= Request =
Search the records for "with". Copy every line where it appears.

= Source data =
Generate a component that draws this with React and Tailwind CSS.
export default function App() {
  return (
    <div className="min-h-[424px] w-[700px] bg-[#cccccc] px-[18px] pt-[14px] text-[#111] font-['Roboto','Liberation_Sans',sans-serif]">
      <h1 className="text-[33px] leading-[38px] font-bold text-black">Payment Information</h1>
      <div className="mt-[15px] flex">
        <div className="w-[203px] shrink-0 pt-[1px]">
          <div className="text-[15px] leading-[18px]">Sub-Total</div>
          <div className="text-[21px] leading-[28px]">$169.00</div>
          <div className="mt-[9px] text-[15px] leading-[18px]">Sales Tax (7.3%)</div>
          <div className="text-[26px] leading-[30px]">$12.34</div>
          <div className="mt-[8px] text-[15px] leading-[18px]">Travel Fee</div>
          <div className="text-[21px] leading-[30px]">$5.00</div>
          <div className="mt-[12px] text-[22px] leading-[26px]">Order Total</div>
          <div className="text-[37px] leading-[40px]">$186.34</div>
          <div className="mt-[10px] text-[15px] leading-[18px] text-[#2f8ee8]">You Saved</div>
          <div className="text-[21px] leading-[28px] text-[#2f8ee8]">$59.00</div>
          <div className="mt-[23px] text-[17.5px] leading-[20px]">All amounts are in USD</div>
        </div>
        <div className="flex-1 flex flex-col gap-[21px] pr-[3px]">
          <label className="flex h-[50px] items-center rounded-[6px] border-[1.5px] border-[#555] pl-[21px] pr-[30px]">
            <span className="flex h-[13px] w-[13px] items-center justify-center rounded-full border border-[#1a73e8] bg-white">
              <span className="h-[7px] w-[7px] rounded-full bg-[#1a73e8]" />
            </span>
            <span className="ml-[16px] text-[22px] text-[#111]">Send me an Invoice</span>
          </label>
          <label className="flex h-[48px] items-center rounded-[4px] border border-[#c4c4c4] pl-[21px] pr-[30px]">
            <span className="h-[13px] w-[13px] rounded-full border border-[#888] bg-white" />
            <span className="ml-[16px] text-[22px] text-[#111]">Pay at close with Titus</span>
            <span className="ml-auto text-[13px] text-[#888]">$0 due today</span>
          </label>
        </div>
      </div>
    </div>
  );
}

---

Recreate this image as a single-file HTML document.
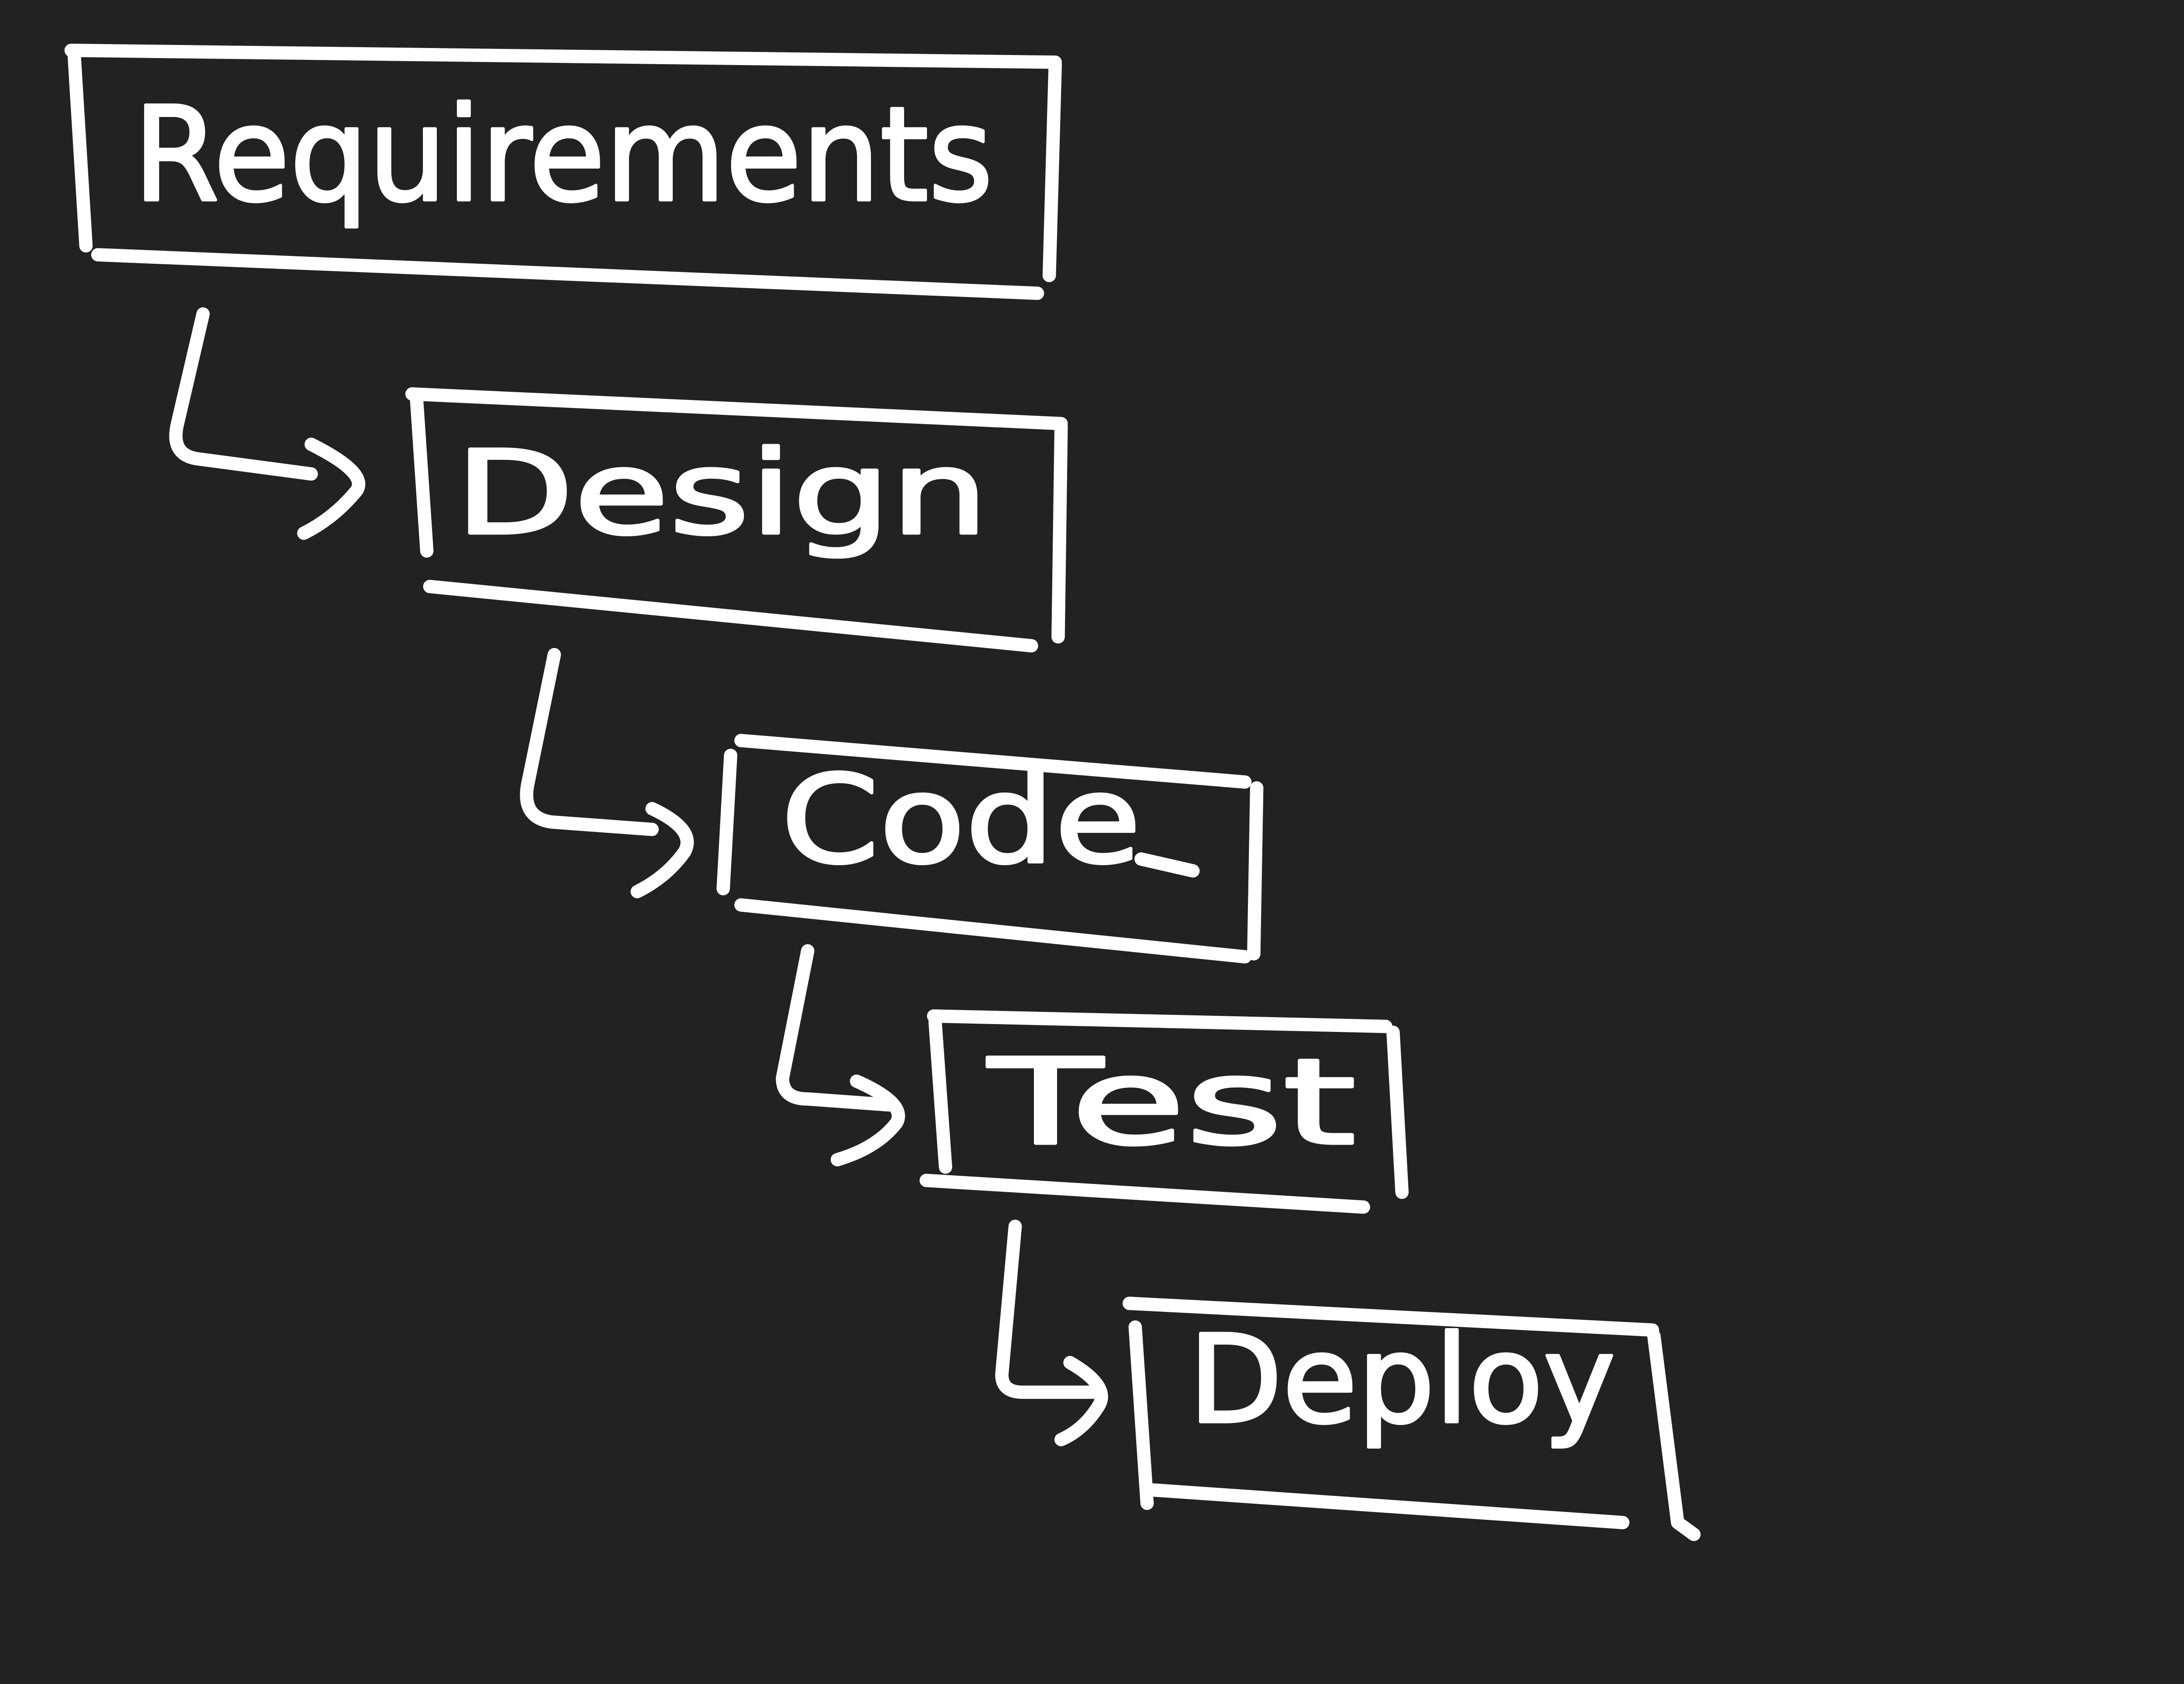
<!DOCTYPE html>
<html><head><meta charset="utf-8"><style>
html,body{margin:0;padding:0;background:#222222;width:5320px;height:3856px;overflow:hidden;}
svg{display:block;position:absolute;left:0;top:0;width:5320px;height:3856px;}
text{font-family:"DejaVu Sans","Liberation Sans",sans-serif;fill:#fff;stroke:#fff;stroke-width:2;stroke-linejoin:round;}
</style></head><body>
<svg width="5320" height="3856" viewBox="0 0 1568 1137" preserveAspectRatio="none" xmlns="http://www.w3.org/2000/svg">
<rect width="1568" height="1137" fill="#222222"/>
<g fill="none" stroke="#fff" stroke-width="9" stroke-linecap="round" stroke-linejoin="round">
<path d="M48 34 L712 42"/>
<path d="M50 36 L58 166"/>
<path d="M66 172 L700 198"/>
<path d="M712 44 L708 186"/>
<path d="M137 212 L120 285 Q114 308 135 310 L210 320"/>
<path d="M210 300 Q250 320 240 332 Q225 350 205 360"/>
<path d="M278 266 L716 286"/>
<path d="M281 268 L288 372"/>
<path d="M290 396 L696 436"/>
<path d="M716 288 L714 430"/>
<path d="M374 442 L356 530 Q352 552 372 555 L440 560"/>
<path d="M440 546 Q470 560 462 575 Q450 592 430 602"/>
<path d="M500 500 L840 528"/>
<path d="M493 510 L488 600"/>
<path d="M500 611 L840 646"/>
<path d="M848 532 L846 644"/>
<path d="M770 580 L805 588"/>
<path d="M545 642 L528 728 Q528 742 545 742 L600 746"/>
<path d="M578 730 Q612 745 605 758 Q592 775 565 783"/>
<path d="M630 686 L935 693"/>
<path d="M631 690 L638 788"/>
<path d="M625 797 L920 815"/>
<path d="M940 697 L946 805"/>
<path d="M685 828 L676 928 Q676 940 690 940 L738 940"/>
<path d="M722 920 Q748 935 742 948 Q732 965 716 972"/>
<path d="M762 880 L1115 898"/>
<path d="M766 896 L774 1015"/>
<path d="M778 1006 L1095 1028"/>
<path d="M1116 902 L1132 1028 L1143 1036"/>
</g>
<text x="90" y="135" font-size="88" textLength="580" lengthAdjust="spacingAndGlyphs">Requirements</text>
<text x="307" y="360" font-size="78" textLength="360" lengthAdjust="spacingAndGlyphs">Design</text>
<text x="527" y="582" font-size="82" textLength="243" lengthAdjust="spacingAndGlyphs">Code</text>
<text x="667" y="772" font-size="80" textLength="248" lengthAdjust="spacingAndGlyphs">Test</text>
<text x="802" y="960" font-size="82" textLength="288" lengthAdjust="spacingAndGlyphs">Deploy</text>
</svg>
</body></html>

--

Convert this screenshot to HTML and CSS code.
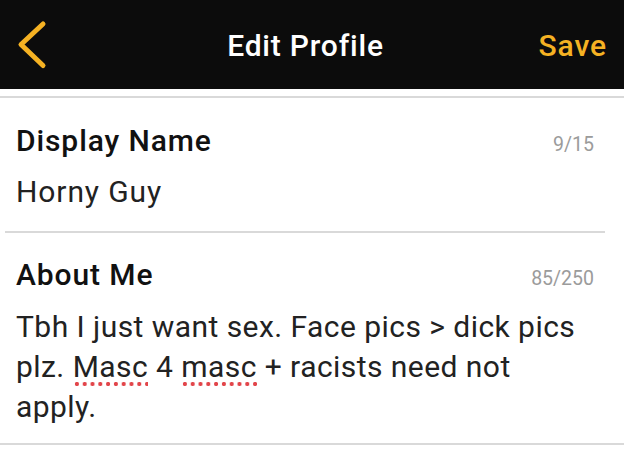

= Exercise solution =
Generate a component that draws this with React and Tailwind CSS.
            <span className="ml-[16px] text-[22px] text-[#111]">Pay at close with Titus</span>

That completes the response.